In its latest report, the US-based bond rating firm, Moody Investor Services, has offered stable prospects for Pakistan’s banking system over the next 12-18 months, backed by strong financing and liquidity and close ties to the sovereign.
Moody anticipates in his study that the government will remain willing, in case of need, to support at least the critically significant banks, but its capacity to do so is constrained by fiscal challenges reflected by its B3 ranking.
“The sovereign credit profile has improved in recent months, benefiting the banks through their high exposure to government securities, which account for around 40pc of their assets,” says Constantinos Kypreos, a Moody’s Senior Vice President.

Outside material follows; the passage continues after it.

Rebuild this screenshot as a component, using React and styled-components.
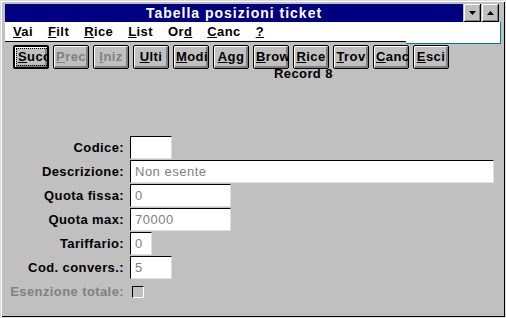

As per Moody, ongoing infrastructure projects and improvements in electricity generation and domestic security will also support economic development in Pakistan in terms of operating environment. Moreover, terms of trade gains and the depreciation of rupees are likely to elevate private investment from low levels.
“Operating conditions for Pakistan banks, although gradually improving, remain difficult amid tight monetary conditions – with the policy rate at 13.25pc – and large government borrowing needs crowding out funding for the private sector,” adds Kypreos.
The agency added that while economic growth will remain sluggish, the exchange rate has stabilized since June 2019, and markets are expecting lower policy rates from the State Bank of Pakistan over the coming years.
Stable deposits from customers and high liquidity still remain key strengths, providing ample low-cost financing for banks. Capital rates should remain relatively stable, but Moody’s takes these modest compared to peers into consideration. Profits will slightly increase but remain below past levels.